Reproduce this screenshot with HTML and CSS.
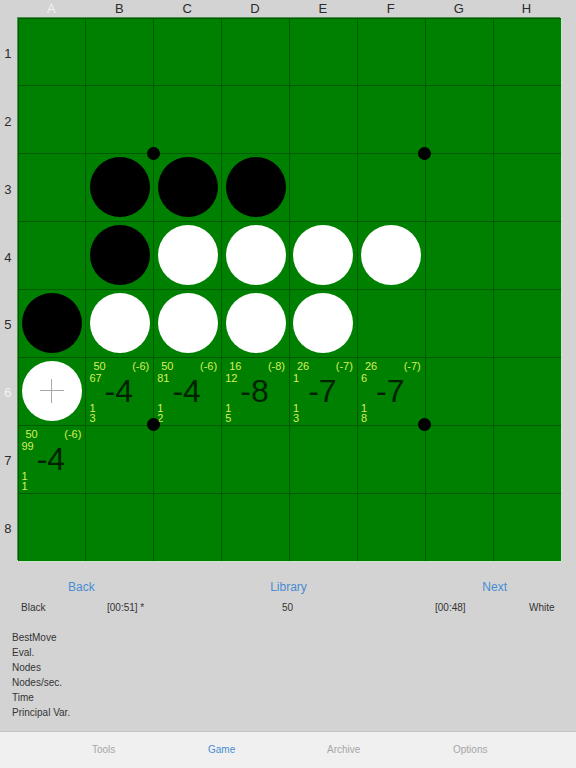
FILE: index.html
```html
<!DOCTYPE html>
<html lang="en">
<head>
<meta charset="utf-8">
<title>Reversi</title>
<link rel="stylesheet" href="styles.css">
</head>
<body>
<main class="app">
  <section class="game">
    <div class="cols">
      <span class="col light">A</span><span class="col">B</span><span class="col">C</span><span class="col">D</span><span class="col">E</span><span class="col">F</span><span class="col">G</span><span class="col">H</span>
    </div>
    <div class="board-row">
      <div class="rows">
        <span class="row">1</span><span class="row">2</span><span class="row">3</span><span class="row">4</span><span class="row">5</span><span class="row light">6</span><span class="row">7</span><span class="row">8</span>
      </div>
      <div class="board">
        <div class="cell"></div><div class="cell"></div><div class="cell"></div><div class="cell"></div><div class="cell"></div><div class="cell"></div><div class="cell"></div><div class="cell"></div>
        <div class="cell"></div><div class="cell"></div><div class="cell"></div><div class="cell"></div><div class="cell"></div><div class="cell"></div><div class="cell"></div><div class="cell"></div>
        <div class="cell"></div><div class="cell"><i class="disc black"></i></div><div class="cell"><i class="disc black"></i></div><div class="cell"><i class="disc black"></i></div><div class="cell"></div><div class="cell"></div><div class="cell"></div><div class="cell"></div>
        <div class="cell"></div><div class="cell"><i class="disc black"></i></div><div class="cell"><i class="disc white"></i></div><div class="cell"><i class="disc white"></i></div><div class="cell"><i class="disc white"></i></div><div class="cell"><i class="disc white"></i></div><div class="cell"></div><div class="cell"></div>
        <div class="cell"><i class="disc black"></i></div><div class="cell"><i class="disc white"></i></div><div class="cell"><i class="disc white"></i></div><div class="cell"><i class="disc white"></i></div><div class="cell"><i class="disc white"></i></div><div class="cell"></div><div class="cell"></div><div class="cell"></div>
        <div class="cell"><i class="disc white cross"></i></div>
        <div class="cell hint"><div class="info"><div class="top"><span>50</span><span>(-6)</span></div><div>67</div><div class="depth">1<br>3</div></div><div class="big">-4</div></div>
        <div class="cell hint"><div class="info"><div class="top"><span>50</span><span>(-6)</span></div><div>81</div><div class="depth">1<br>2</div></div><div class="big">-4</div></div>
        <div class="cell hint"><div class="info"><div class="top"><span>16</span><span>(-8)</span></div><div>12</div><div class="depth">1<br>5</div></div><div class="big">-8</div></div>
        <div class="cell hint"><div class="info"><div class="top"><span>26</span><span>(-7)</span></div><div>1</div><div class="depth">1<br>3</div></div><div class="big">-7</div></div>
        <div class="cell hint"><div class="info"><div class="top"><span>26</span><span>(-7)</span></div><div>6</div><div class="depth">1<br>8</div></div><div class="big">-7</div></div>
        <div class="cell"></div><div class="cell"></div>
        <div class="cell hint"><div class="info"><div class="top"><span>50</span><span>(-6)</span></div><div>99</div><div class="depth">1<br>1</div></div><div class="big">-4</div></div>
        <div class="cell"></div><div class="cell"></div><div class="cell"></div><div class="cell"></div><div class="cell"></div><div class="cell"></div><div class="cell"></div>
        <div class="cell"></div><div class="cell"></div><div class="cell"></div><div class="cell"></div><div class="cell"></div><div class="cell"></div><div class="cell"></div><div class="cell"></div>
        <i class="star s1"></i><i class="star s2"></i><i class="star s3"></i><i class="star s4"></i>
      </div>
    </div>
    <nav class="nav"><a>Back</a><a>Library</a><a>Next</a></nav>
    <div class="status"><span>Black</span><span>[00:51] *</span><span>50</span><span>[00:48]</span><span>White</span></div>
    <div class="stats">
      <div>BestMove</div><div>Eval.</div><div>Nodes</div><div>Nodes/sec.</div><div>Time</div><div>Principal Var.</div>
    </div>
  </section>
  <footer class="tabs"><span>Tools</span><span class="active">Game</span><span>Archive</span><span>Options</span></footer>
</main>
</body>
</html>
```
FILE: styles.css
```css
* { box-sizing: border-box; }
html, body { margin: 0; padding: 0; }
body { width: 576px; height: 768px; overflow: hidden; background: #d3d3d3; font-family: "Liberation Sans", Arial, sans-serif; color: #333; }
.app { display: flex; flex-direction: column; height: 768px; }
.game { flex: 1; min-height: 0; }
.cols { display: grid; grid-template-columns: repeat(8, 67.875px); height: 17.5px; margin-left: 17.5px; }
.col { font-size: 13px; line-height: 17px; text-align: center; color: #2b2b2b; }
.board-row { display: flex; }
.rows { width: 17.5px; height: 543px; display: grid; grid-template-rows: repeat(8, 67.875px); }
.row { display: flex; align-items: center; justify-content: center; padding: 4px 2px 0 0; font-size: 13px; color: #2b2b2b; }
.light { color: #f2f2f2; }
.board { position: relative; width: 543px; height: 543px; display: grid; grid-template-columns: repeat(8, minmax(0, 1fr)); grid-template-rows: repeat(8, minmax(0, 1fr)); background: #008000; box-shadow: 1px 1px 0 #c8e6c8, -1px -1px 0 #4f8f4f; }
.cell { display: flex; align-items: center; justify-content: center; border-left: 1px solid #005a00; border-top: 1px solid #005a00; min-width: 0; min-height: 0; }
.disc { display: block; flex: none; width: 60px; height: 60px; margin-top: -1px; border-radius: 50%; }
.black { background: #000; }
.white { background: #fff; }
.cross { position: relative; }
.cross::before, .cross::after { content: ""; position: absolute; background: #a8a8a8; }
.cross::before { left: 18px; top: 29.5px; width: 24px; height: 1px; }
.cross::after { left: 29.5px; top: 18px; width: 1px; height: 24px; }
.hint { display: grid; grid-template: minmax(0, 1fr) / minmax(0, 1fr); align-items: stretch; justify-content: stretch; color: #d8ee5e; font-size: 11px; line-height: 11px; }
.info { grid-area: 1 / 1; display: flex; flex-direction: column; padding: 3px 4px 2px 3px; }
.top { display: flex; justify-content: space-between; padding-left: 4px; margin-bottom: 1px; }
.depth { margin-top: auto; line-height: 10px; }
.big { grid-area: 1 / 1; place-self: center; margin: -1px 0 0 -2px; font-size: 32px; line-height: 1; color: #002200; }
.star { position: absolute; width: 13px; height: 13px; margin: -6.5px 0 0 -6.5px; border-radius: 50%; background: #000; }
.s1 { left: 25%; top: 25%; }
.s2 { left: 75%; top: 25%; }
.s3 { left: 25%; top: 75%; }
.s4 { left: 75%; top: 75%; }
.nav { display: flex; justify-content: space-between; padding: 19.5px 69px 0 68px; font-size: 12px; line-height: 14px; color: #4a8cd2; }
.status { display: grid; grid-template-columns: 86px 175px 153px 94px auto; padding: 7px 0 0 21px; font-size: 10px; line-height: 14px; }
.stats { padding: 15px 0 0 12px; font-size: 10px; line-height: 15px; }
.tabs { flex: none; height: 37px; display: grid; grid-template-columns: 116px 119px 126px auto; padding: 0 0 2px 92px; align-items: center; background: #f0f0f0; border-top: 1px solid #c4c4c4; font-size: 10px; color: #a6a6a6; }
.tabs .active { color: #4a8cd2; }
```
■ ■ ■ ■
* [WRITTEN EXERCISE] Retype everything in the material word for word, minus pictures.

* [ANSWER]
Reproduce this screenshot with HTML and CSS.
FILE: index.html
```html
<!DOCTYPE html>
<html lang="en">
<head>
<meta charset="utf-8">
<title>Reversi</title>
<link rel="stylesheet" href="styles.css">
</head>
<body>
<main class="app">
  <section class="game">
    <div class="cols">
      <span class="col light">A</span><span class="col">B</span><span class="col">C</span><span class="col">D</span><span class="col">E</span><span class="col">F</span><span class="col">G</span><span class="col">H</span>
    </div>
    <div class="board-row">
      <div class="rows">
        <span class="row">1</span><span class="row">2</span><span class="row">3</span><span class="row">4</span><span class="row">5</span><span class="row light">6</span><span class="row">7</span><span class="row">8</span>
      </div>
      <div class="board">
        <div class="cell"></div><div class="cell"></div><div class="cell"></div><div class="cell"></div><div class="cell"></div><div class="cell"></div><div class="cell"></div><div class="cell"></div>
        <div class="cell"></div><div class="cell"></div><div class="cell"></div><div class="cell"></div><div class="cell"></div><div class="cell"></div><div class="cell"></div><div class="cell"></div>
        <div class="cell"></div><div class="cell"><i class="disc black"></i></div><div class="cell"><i class="disc black"></i></div><div class="cell"><i class="disc black"></i></div><div class="cell"></div><div class="cell"></div><div class="cell"></div><div class="cell"></div>
        <div class="cell"></div><div class="cell"><i class="disc black"></i></div><div class="cell"><i class="disc white"></i></div><div class="cell"><i class="disc white"></i></div><div class="cell"><i class="disc white"></i></div><div class="cell"><i class="disc white"></i></div><div class="cell"></div><div class="cell"></div>
        <div class="cell"><i class="disc black"></i></div><div class="cell"><i class="disc white"></i></div><div class="cell"><i class="disc white"></i></div><div class="cell"><i class="disc white"></i></div><div class="cell"><i class="disc white"></i></div><div class="cell"></div><div class="cell"></div><div class="cell"></div>
        <div class="cell"><i class="disc white cross"></i></div>
        <div class="cell hint"><div class="info"><div class="top"><span>50</span><span>(-6)</span></div><div>67</div><div class="depth">1<br>3</div></div><div class="big">-4</div></div>
        <div class="cell hint"><div class="info"><div class="top"><span>50</span><span>(-6)</span></div><div>81</div><div class="depth">1<br>2</div></div><div class="big">-4</div></div>
        <div class="cell hint"><div class="info"><div class="top"><span>16</span><span>(-8)</span></div><div>12</div><div class="depth">1<br>5</div></div><div class="big">-8</div></div>
        <div class="cell hint"><div class="info"><div class="top"><span>26</span><span>(-7)</span></div><div>1</div><div class="depth">1<br>3</div></div><div class="big">-7</div></div>
        <div class="cell hint"><div class="info"><div class="top"><span>26</span><span>(-7)</span></div><div>6</div><div class="depth">1<br>8</div></div><div class="big">-7</div></div>
        <div class="cell"></div><div class="cell"></div>
        <div class="cell hint"><div class="info"><div class="top"><span>50</span><span>(-6)</span></div><div>99</div><div class="depth">1<br>1</div></div><div class="big">-4</div></div>
        <div class="cell"></div><div class="cell"></div><div class="cell"></div><div class="cell"></div><div class="cell"></div><div class="cell"></div><div class="cell"></div>
        <div class="cell"></div><div class="cell"></div><div class="cell"></div><div class="cell"></div><div class="cell"></div><div class="cell"></div><div class="cell"></div><div class="cell"></div>
        <i class="star s1"></i><i class="star s2"></i><i class="star s3"></i><i class="star s4"></i>
      </div>
    </div>
    <nav class="nav"><a>Back</a><a>Library</a><a>Next</a></nav>
    <div class="status"><span>Black</span><span>[00:51] *</span><span>50</span><span>[00:48]</span><span>White</span></div>
    <div class="stats">
      <div>BestMove</div><div>Eval.</div><div>Nodes</div><div>Nodes/sec.</div><div>Time</div><div>Principal Var.</div>
    </div>
  </section>
  <footer class="tabs"><span>Tools</span><span class="active">Game</span><span>Archive</span><span>Options</span></footer>
</main>
</body>
</html>
```
FILE: styles.css
```css
* { box-sizing: border-box; }
html, body { margin: 0; padding: 0; }
body { width: 576px; height: 768px; overflow: hidden; background: #d3d3d3; font-family: "Liberation Sans", Arial, sans-serif; color: #333; }
.app { display: flex; flex-direction: column; height: 768px; }
.game { flex: 1; min-height: 0; }
.cols { display: grid; grid-template-columns: repeat(8, 67.875px); height: 17.5px; margin-left: 17.5px; }
.col { font-size: 13px; line-height: 17px; text-align: center; color: #2b2b2b; }
.board-row { display: flex; }
.rows { width: 17.5px; height: 543px; display: grid; grid-template-rows: repeat(8, 67.875px); }
.row { display: flex; align-items: center; justify-content: center; padding: 4px 2px 0 0; font-size: 13px; color: #2b2b2b; }
.light { color: #f2f2f2; }
.board { position: relative; width: 543px; height: 543px; display: grid; grid-template-columns: repeat(8, minmax(0, 1fr)); grid-template-rows: repeat(8, minmax(0, 1fr)); background: #008000; box-shadow: 1px 1px 0 #c8e6c8, -1px -1px 0 #4f8f4f; }
.cell { display: flex; align-items: center; justify-content: center; border-left: 1px solid #005a00; border-top: 1px solid #005a00; min-width: 0; min-height: 0; }
.disc { display: block; flex: none; width: 60px; height: 60px; margin-top: -1px; border-radius: 50%; }
.black { background: #000; }
.white { background: #fff; }
.cross { position: relative; }
.cross::before, .cross::after { content: ""; position: absolute; background: #a8a8a8; }
.cross::before { left: 18px; top: 29.5px; width: 24px; height: 1px; }
.cross::after { left: 29.5px; top: 18px; width: 1px; height: 24px; }
.hint { display: grid; grid-template: minmax(0, 1fr) / minmax(0, 1fr); align-items: stretch; justify-content: stretch; color: #d8ee5e; font-size: 11px; line-height: 11px; }
.info { grid-area: 1 / 1; display: flex; flex-direction: column; padding: 3px 4px 2px 3px; }
.top { display: flex; justify-content: space-between; padding-left: 4px; margin-bottom: 1px; }
.depth { margin-top: auto; line-height: 10px; }
.big { grid-area: 1 / 1; place-self: center; margin: -1px 0 0 -2px; font-size: 32px; line-height: 1; color: #002200; }
.star { position: absolute; width: 13px; height: 13px; margin: -6.5px 0 0 -6.5px; border-radius: 50%; background: #000; }
.s1 { left: 25%; top: 25%; }
.s2 { left: 75%; top: 25%; }
.s3 { left: 25%; top: 75%; }
.s4 { left: 75%; top: 75%; }
.nav { display: flex; justify-content: space-between; padding: 19.5px 69px 0 68px; font-size: 12px; line-height: 14px; color: #4a8cd2; }
.status { display: grid; grid-template-columns: 86px 175px 153px 94px auto; padding: 7px 0 0 21px; font-size: 10px; line-height: 14px; }
.stats { padding: 15px 0 0 12px; font-size: 10px; line-height: 15px; }
.tabs { flex: none; height: 37px; display: grid; grid-template-columns: 116px 119px 126px auto; padding: 0 0 2px 92px; align-items: center; background: #f0f0f0; border-top: 1px solid #c4c4c4; font-size: 10px; color: #a6a6a6; }
.tabs .active { color: #4a8cd2; }
```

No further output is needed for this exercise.